But it's just, it's just kind of a nice little thing that was was put in.

And, and I guess the way that Henry is doing the some of these extensions, like the fold and whatnot, are really kind of J programs under the hood, that they are, they're implemented within J, within J, you know, the top of the interpreter, but they're, but the code is inaccessible to, you know, people running it.

So that's kind of interesting, and you're going back to your bootstrapping idea of what to do.

So, yeah, but I don't know.

- We talked to Henry about that.

Actually, we sort of devoted an episode to Fold to talk to him about that.

And you're right, right now, Fold is written in J, so it's not fast just because it's not written in C.

He's just waiting for more people to want to use it, and he'll write it in C, and then it'll be much quicker again.

But you know, I think that's… There's a certain stick in the leg.

It is a bit, although he said it wouldn't be hard to do, so I was kind of thinking, "Just get a few more people using it, and maybe we can push them into it.

" Yeah, but I mean, maybe more people would use it if it were faster.

Yeah.

Right now I think more people use, or people don't use it because they already have the other ways of using, of doing it.

They're going to do a suffix, a reverse scan or something like that.

That's how I've always done it.

I know what's going on.

I don't want to play with this new stuff.

Exactly.

I don't have to look it up.

reminded me in the array cast that it keeps, it maintains a count and so as the replacement for infinite power which, well yes, I now and then have to kill Jay Sessions when that goes for Ryan.

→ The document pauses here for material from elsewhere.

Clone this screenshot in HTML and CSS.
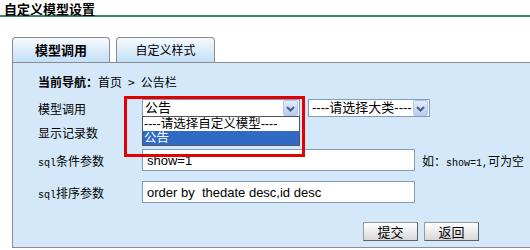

You know that's one thing it'll bring me to use it more.

The one that I find useful for is because the fold is a very common, very common thing in other in other functional languages.

It's in Haskell, it's in Lean, it's OCaml.

All these things have the fold, some form or another, and the way Henry has done the folds more closely matches that.

So it's easy to steal algorithms from other languages with the new JFold and then the scans and things like that.

So it definitely has its uses.

Yeah, from talking to them, the JFold actually includes a wide range of other languages' folds.

They all have their different version of it, but J actually, you can simulate most of them with what J's got as its fold.

Yeah, they're pretty handy.

The other thing is, have any of you played with the additions to the the the dyad and the state machine.

No, not yet.

There.

Because that that thing since it was created, it's always been kind of difficult to use.

And if you can get it to work, it's really, really fast and very useful.

But it's just a real pain to code that thing.

I mean, I think if people were redoing it now you do it more like a traditional grammar, something like a yak, or give it give it a series of phrases.

And that would be much easier for people to get on to.

And I suppose you could code that in the state machine.

But, but the I'll have to look at it.

But the last messages were people going on about these new states, make certain lots of little things a lot easier for people that have complained about over the years.

So I'm sort of curious to see how that plays out because every time I've tried to do a state machine, it's either really trivial and straightforward, or I just get lost and give up.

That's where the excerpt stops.